Mike D -- That Nork-ish mix is a hoot. Thank you!

bartelby

Nort Korea advertises some sort of electronic music on their website. I'm really curious what it sounds like but really don't want to observed purchasing and taking delivery of goods from North Korea.
Back years ago before I got fired and worked at Joe Schmoe's anarchist paper I worked at Joe Schmoes Stalinist/Social Democratic paper. That one went through a Juche period in the 70s and published a biography of Kim Il Sung which portrayed the Great Leader healing the dead and leaping over walls and performing other superhero like feats. There was a bit of a changing of the guard at one point and the incoming management was left with a huge back inventory of these books, boxes of which were still there when I was packing the place to move in 1991. Week after week they advertised at progressively lower prices for the "Kim Il Sung books" which included the bio and about a dozen other titles some from the DPRK's publishing house. Ultimately their advertisments offered the books for free to anyone who would come pick them up, nobody did. North Korea was very unpopular among the New Communist movement in the U.S. in the 70s. Even Albanian leader Enver Hoxha enjoyed more popularity.
In 1991 the Barnes and Noble Northwest of Union Square sold used books and I was able to palm a few dozen "Juche books" off on them to avoind having to pack them into boxes only to have some poor schmuck unpack/repack them 2 decades later the next time the outfit moved. The paper ended up folding a few months after they fired me anyway.

Roger K

I just ran an IP trace on www.pyang.su and it seems to be hosted in Houston/TX/USA. Very odd even by N Korean standards. My tracer did not show anything for the domain owner. I looked on another domain lookup and it did not support owner lookup on .su
I think it is either a spoof or, more likely I think, run by some odd DPRK enthusiasts.
The "official" site http://www.korea-dpr.com/ seems to be hosted in Spain and registered to the DPRK govt but rather oddly at an address in Tarragona, not even Madrid.

Roger K

Sorry, I referred to
'The "official" site http://www.korea-dpr.com/' without clarification.
It is dubious whether this one is official; it is run by a S-Korean/French guy living in London; he claims to have lived in N Korea and that this is the official DPRK site, but that seems a doubtful claim.
This one appear to be more official: http://www.kcna.co.jp, hosted in Japan which has a large N Korean community.

Raul C. Goldstein

http://www.korea-dpr.com/ claims to be official, but is the pet project of fan-boy extraordinaire and Yura- sycophant Alejandro Cao de Benos de Les y Pérez.
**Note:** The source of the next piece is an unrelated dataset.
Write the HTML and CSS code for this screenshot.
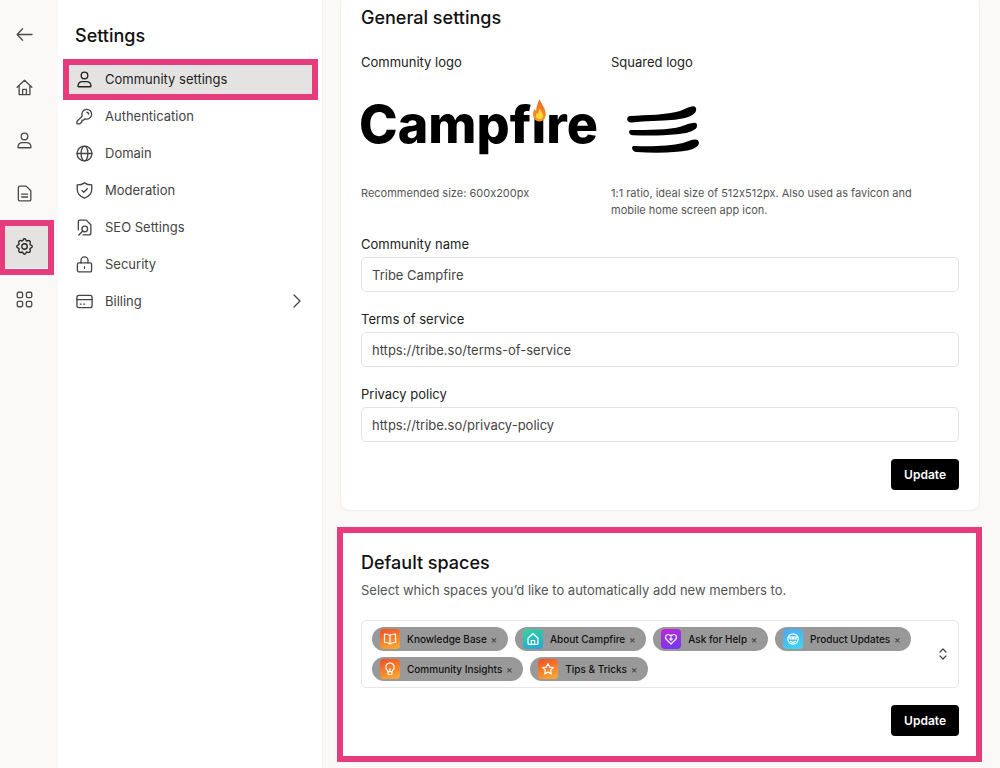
FILE: index.html
```html
<!DOCTYPE html>
<html lang="en">
<head>
<meta charset="utf-8">
<meta name="viewport" content="width=device-width, initial-scale=1">
<title>Community settings</title>
<link rel="stylesheet" href="styles.css">
</head>
<body>
<svg class="sprite" aria-hidden="true">
  <symbol id="i-back" viewBox="0 0 18 18"><path d="M17 9H1.500M7 3 1.200 9 7 15"/></symbol>
  <symbol id="i-home" viewBox="0 0 18 18"><path d="M1.200 8.800 9 1.300l7.800 7.500M3.300 7v9.500h11.400V7M7 16.300V11h4v5.300"/></symbol>
  <symbol id="i-user" viewBox="0 0 18 18"><circle cx="9" cy="4.700" r="3.500"/><path d="M2.700 16.700c-.4 0-.6-.3-.6-.7.1-3 2-4.800 4.900-4.800h4c2.900 0 4.800 1.800 4.900 4.800 0 .4-.2.7-.6.700z"/></symbol>
  <symbol id="i-doc" viewBox="0 0 18 18"><path d="M4 1.200h6.800l4.900 4.900v9.200a1.500 1.500 0 0 1-1.500 1.500H4a1.500 1.500 0 0 1-1.500-1.500V2.700A1.500 1.500 0 0 1 4 1.200zM6 9.700h6.300M6 12.700h6.300"/></symbol>
  <symbol id="i-gear" viewBox="0 0 18 18"><path d="M7.300 2.600Q7.500.8 9 .8t1.700 1.800q.3.900 1.200.5 1.600-1 2.700 0t.2 2.800q-.5.900.6 1.300 1.800.4 1.800 1.800t-1.800 1.800q-1.100.4-.6 1.300.9 1.700-.2 2.800t-2.700 0q-.9-.4-1.200.5Q10.500 17.200 9 17.200t-1.700-1.800q-.3-.9-1.200-.5-1.600 1-2.700 0t-.2-2.800q.5-.9-.6-1.300Q.8 10.400.8 9t1.800-1.800q1.100-.4.600-1.300-.9-1.700.2-2.800t2.700 0q.9.400 1.200-.5z"/><circle cx="9" cy="9" r="2.900"/></symbol>
  <symbol id="i-grid" viewBox="0 0 18 18"><rect x="1.300" y="1.300" width="5.700" height="5.700" rx="1.500"/><rect x="11" y="1.300" width="5.700" height="5.700" rx="1.500"/><rect x="1.300" y="11" width="5.700" height="5.700" rx="1.500"/><rect x="11" y="11" width="5.700" height="5.700" rx="1.500"/></symbol>
  <symbol id="i-key" viewBox="0 0 18 18"><path d="M6.600 8.600a5.200 5.200 0 1 1 2.800 2.800l-1.300 1.400H6.300v1.700l-1.900 1.900a1.300 1.300 0 0 1-.9.400H1.700a.7.700 0 0 1-.7-.7v-1.300c0-.4.100-.7.400-1z"/><path d="M11.500 4.500q1.700.3 2 2"/></symbol>
  <symbol id="i-globe" viewBox="0 0 18 18"><circle cx="9" cy="9" r="7.900"/><ellipse cx="9" cy="9" rx="3.600" ry="7.900"/><path d="M1.100 9h15.800"/></symbol>
  <symbol id="i-shield" viewBox="0 0 18 18"><path d="M9 .9c2 1.500 4.500 2.200 7.700 2.200v4.700c0 4.600-3 7.700-7.700 9.300-4.700-1.600-7.700-4.700-7.700-9.300V3.100C4.500 3.100 7 2.400 9 .9zM6.200 8.900l2 2 3.800-3.800"/></symbol>
  <symbol id="i-seo" viewBox="0 0 18 18"><path d="M2.500 11.500V2.700A1.500 1.500 0 0 1 4 1.200h6.800l4.900 4.900v9.200a1.500 1.500 0 0 1-1.500 1.500H7.500"/><circle cx="9.300" cy="10.500" r="3"/><path d="m7.200 12.700-4.200 4.200"/></symbol>
  <symbol id="i-lock" viewBox="0 0 18 18"><rect x="1.500" y="7.300" width="15" height="9.600" rx="1.600"/><path d="M5.300 7.300V4.600a3.700 3.700 0 0 1 7.400 0v2.700M9 11.300v1.800"/></symbol>
  <symbol id="i-card" viewBox="0 0 18 18"><rect x="1" y="2.500" width="16" height="13" rx="2"/><path d="M1 7h16M4.500 11.700h1M8.200 11.700h1"/></symbol>
</svg>

<div class="app">
  <nav class="rail" aria-label="Main">
    <a class="rail-link" href="#back" aria-label="Back"><svg class="icon"><use href="#i-back"/></svg></a>
    <a class="rail-link" href="#home" aria-label="Home"><svg class="icon"><use href="#i-home"/></svg></a>
    <a class="rail-link" href="#members" aria-label="Members"><svg class="icon"><use href="#i-user"/></svg></a>
    <a class="rail-link" href="#content" aria-label="Content"><svg class="icon"><use href="#i-doc"/></svg></a>
    <a class="rail-link rail-link-active" href="#settings" aria-label="Settings"><svg class="icon"><use href="#i-gear"/></svg></a>
    <a class="rail-link" href="#apps" aria-label="Apps"><svg class="icon"><use href="#i-grid"/></svg></a>
  </nav>

  <aside class="sidebar">
    <h1 class="title">Settings</h1>
    <nav class="menu" aria-label="Settings">
      <a class="menu-link menu-link-active" href="#community"><svg class="icon"><use href="#i-user"/></svg>Community settings</a>
      <a class="menu-link" href="#authentication"><svg class="icon"><use href="#i-key"/></svg>Authentication</a>
      <a class="menu-link" href="#domain"><svg class="icon"><use href="#i-globe"/></svg>Domain</a>
      <a class="menu-link" href="#moderation"><svg class="icon"><use href="#i-shield"/></svg>Moderation</a>
      <a class="menu-link" href="#seo"><svg class="icon"><use href="#i-seo"/></svg>SEO Settings</a>
      <a class="menu-link" href="#security"><svg class="icon"><use href="#i-lock"/></svg>Security</a>
      <a class="menu-link" href="#billing"><svg class="icon"><use href="#i-card"/></svg>Billing<svg class="chevron" viewBox="0 0 8 14"><path d="m1 1 6 6-6 6"/></svg></a>
    </nav>
  </aside>

  <main class="main">
    <section class="card">
      <h2 class="title">General settings</h2>
      <div class="logos">
        <div class="logo-block">
          <h3 class="label">Community logo</h3>
          <div class="logo-frame">
            <svg class="wordmark" viewBox="0 0 240 80" role="img" aria-label="Campfire">
              <defs>
                <linearGradient id="flame" x1="0" y1="0" x2="0" y2="1"><stop offset="0" stop-color="#e8672c"/><stop offset="1" stop-color="#f99a1d"/></linearGradient>
              </defs>
              <text class="wordmark-text" x="-2" y="57">Campfire</text>
              <rect fill="#fff" x="173" y="10" width="12" height="17"/>
              <path fill="url(#flame)" d="M178.500 13c1 4 6.300 9 6.300 15 0 4.500-2.800 7.500-6.400 7.500s-6.400-3-6.400-7.500c0-2.200 1-4 2-5 .2 1 .5 1.700 1 2 .2-4 2-8 3.500-12z"/>
              <path fill="#ffd83d" d="M178.800 22.500c.4 2.400 3.200 4 3.200 7a3.500 3.500 0 0 1-7 0c0-1.200.5-2 1-2.500l1.200 1.400c0-2.200.6-4.300 1.600-5.900z"/>
            </svg>
          </div>
          <p class="hint">Recommended size: 600x200px</p>
        </div>
        <div class="logo-block">
          <h3 class="label">Squared logo</h3>
          <div class="logo-frame">
            <svg class="mark" viewBox="0 0 104 80" role="img" aria-label="Squared logo">
              <path d="M19 30c16-1 37-1 50-5 5-2 9-4.500 13.500-4.700 3 0 3.500 4 1.500 6.500-4 4.500-12 6-20 7-15 1.500-30 1-43 2.700-5.500.7-6.500-6-2-6.500z"/>
              <path d="M20 44c18 0 38 0 50-3.500 5-1.500 9-3.800 13.500-3.800 3.500.2 3.500 4.300.5 6.600-4 3.200-11 4.200-18 5-14 1.500-30 1.300-44 1-4.500-.2-5-5.300-2-5.300z"/>
              <path d="M23 60c17 .7 36 .2 49-3 5-1.500 8-3.500 12.500-3.500 4 .2 4.500 4.500 1.500 7-5 4-13 4.600-20 5.300-14 1.300-28 1-40.500.2-4.500-.4-6-6-2.500-6z"/>
            </svg>
          </div>
          <p class="hint">1:1 ratio, ideal size of 512x512px. Also used as favicon and mobile home screen app icon.</p>
        </div>
      </div>
      <form class="form">
        <div class="field"><label class="label" for="name">Community name</label><input class="input" id="name" type="text" value="Tribe Campfire"></div>
        <div class="field"><label class="label" for="terms">Terms of service</label><input class="input" id="terms" type="text" value="https://tribe.so/terms-of-service"></div>
        <div class="field"><label class="label" for="privacy">Privacy policy</label><input class="input" id="privacy" type="text" value="https://tribe.so/privacy-policy"></div>
        <button class="update" type="button">Update</button>
      </form>
    </section>

    <section class="card card-marked">
      <h2 class="title">Default spaces</h2>
      <p class="lead">Select which spaces you’d like to automatically add new members to.</p>
      <div class="picker">
        <ul class="chips">
          <li class="chip"><svg class="badge badge-orange" viewBox="0 0 20 20"><path d="M10 6.500C9 5.300 7.500 5 4.500 5v8.500c3 0 4.500.3 5.500 1.500 1-1.200 2.500-1.500 5.500-1.500V5c-3 0-4.500.3-5.500 1.500zM10 6.500V15"/></svg>Knowledge Base<button class="remove" type="button" aria-label="Remove Knowledge Base">×</button></li>
          <li class="chip"><svg class="badge badge-teal" viewBox="0 0 20 20"><path d="M5 9.300 10 4.500l5 4.800v5a1 1 0 0 1-1 1H6a1 1 0 0 1-1-1zM8.300 15v-3.500h3.400V15"/></svg>About Campfire<button class="remove" type="button" aria-label="Remove About Campfire">×</button></li>
          <li class="chip"><svg class="badge badge-purple" viewBox="0 0 20 20"><path d="M10 15 5.500 10.500C3 7.700 5.500 5 8 5.600c1 .2 1.500.8 2 1.400.5-.6 1-1.200 2-1.400 2.500-.6 5 2.100 2.500 4.900zM10 8.500v3M8.500 10h3"/></svg>Ask for Help<button class="remove" type="button" aria-label="Remove Ask for Help">×</button></li>
          <li class="chip"><svg class="badge badge-blue" viewBox="0 0 20 20"><circle cx="10" cy="10" r="5.200"/><path d="M5.500 8h9M7 8.500v1.500h2.500V8.500M10.500 8.500V10H13V8.500M7.500 12.300c1.500 1.300 3.500 1.300 5 0"/></svg>Product Updates<button class="remove" type="button" aria-label="Remove Product Updates">×</button></li>
          <li class="chip"><svg class="badge badge-orange" viewBox="0 0 20 20"><path d="M8 12.500c0-1-2.200-1.800-2.200-4.300a4.200 4.200 0 0 1 8.400 0c0 2.500-2.200 3.300-2.200 4.300v2a1 1 0 0 1-1 1H9a1 1 0 0 1-1-1zM8 12.700h4M10 12.500V9.500"/></svg>Community Insights<button class="remove" type="button" aria-label="Remove Community Insights">×</button></li>
          <li class="chip"><svg class="badge badge-orange" viewBox="0 0 20 20"><path d="m10 4.700 1.600 3.400 3.700.5-2.700 2.600.7 3.700-3.300-1.800-3.300 1.800.7-3.700-2.700-2.600 3.700-.5z"/></svg>Tips &amp; Tricks<button class="remove" type="button" aria-label="Remove Tips &amp; Tricks">×</button></li>
        </ul>
        <button class="toggle" type="button" aria-label="Show spaces"><svg viewBox="0 0 8 12"><path d="m1 4 3-3 3 3M1 8l3 3 3-3"/></svg></button>
      </div>
      <button class="update" type="button">Update</button>
    </section>
  </main>
</div>
</body>
</html>
```
FILE: styles.css
```css
* { box-sizing: border-box; }

body {
  margin: 0;
  background: #faf9f7;
  color: #444;
  font: 13px/20px Inter, "Liberation Sans", sans-serif;
  font-variant-ligatures: no-contextual;
}

h1, h2, h3, p, ul { margin: 0; padding: 0; }
a { color: inherit; text-decoration: none; }
button, input { font: inherit; color: inherit; }
svg { display: block; flex: none; fill: none; stroke: currentColor; stroke-linecap: round; stroke-linejoin: round; }

.sprite { position: absolute; width: 0; height: 0; }
.icon { width: 17px; height: 17px; stroke-width: 1.4; }

.app {
  display: grid;
  grid-template-columns: 58px 265px 1fr;
  min-height: 100vh;
}

.rail { display: flex; flex-direction: column; gap: 9px; padding-top: 12px; color: #4a4a4a; }
.rail-link {
  position: relative;
  display: flex;
  align-items: center;
  justify-content: center;
  width: 49px;
  height: 44px;
}
.rail-link-active { background: #e4e3e1; color: #222; }
.rail-link-active::after {
  content: "";
  position: absolute;
  inset: -4px -5px -7px -1px;
  border: 6px solid #e63b7d;
}

.sidebar { background: #fff; border-right: 1px solid #f3f2f0; padding: 24px 4px 24px 5px; }
.title { color: #111; font-size: 18px; font-weight: 500; line-height: 24px; }
.sidebar .title { padding-left: 12px; }

.menu { display: flex; flex-direction: column; gap: 1px; padding-top: 13px; }
.menu-link {
  position: relative;
  display: flex;
  align-items: center;
  gap: 12px;
  height: 36px;
  padding: 0 17px 0 13px;
}
.menu-link-active { background: #e4e3e1; color: #222; }
.menu-link-active::after {
  content: "";
  position: absolute;
  inset: -2px 0 -3px;
  border: 6px solid #e63b7d;
}
.chevron { width: 8px; height: 14px; margin-left: auto; stroke-width: 1.3; }

.main { min-width: 0; padding: 0 18px 6px 14px; overflow: hidden; }
.card {
  margin: 0 3px 17px 4px;
  padding: 6px 20px 20px 20px;
  background: #fff;
  border-radius: 0 0 8px 8px;
  box-shadow: 0 0 2px #d9d8d6;
}
.card-marked {
  display: flex;
  flex-direction: column;
  margin: 0;
  padding: 18px 17px 20px 18px;
  border: 6px solid #e63b7d;
  border-radius: 0;
  box-shadow: none;
}

.logos { display: grid; grid-template-columns: 250px minmax(0, 1fr); padding-top: 22px; }
.label { display: block; color: #222; font-size: 13px; font-weight: 400; line-height: 20px; }
.logo-frame { display: flex; align-items: center; height: 80px; margin: 14px 0 19px; }
.wordmark { width: 240px; height: 80px; overflow: visible; stroke: none; }
.wordmark-text { fill: #000; font-size: 52px; font-weight: 800; }
.mark { width: 104px; height: 80px; fill: #000; stroke: none; }
.hint { max-width: 330px; color: #555; font-size: 11px; line-height: 17px; }

.form { display: flex; flex-direction: column; gap: 17px; padding-top: 15px; }
.field { display: flex; flex-direction: column; gap: 3px; }
.input {
  width: 100%;
  height: 35px;
  padding: 0 10px;
  border: 1px solid #e3e3e3;
  border-radius: 5px;
  background: #fff;
}
.update {
  align-self: flex-end;
  height: 31px;
  padding: 0 13px;
  border: 0;
  border-radius: 4px;
  background: #000;
  color: #fff;
  font-size: 12px;
  font-weight: 600;
}

.lead { padding-top: 5px; color: #555; }
.picker {
  display: flex;
  align-items: center;
  margin: 20px 0 17px;
  padding: 6px 11px 6px 10px;
  border: 1px solid #e6e6e6;
  border-radius: 5px;
}
.chips { display: flex; flex: 1; flex-wrap: wrap; gap: 6px 7px; list-style: none; }
.chip {
  display: flex;
  align-items: center;
  height: 24px;
  padding: 0 7px 0 8px;
  border-radius: 12px;
  background: #999;
  color: #111;
  font-size: 10px;
  font-weight: 500;
}
.badge { width: 20px; height: 20px; margin-right: 7px; border-radius: 4px; color: #fff; stroke-width: 1.2; }
.badge-orange { background: linear-gradient(160deg, #f04e23, #fbb034); }
.badge-teal { background: linear-gradient(160deg, #35d39a, #25a5d8); }
.badge-purple { background: linear-gradient(160deg, #c026d3, #6d3bf5); }
.badge-blue { background: linear-gradient(160deg, #4aa8f5, #3fd8f0); }
.remove { width: 14px; padding: 0; border: 0; background: none; color: #444; font-size: 10px; line-height: 20px; }
.toggle { padding: 0; border: 0; background: none; color: #444; }
.toggle svg { width: 8px; height: 12px; stroke-width: 1.2; }
```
He is a Spaniard who claims to have North Korean citizenship (however on 1 May 2007 when he departed Pyongyang and I was in the queue behind him to pass through immigration, he was traveling on a Spanish passport – not a North Korean poassport) and is probably best described as a very enthusiastic lap dog. “Lickspittle” also comes to mind. So does Waylon Smithers.

mr. mike

As of the moment I wrote this, all the links to the Pyongyang Chronicle are dead.

It follows such glorious hoaxes as manbeef.com, bonzaikitten, and National Review Online* into the oblivion of digital unpersonhood.

_______________________________________________________

* Buckley is dead; why is this fraud still taking up bandwidth?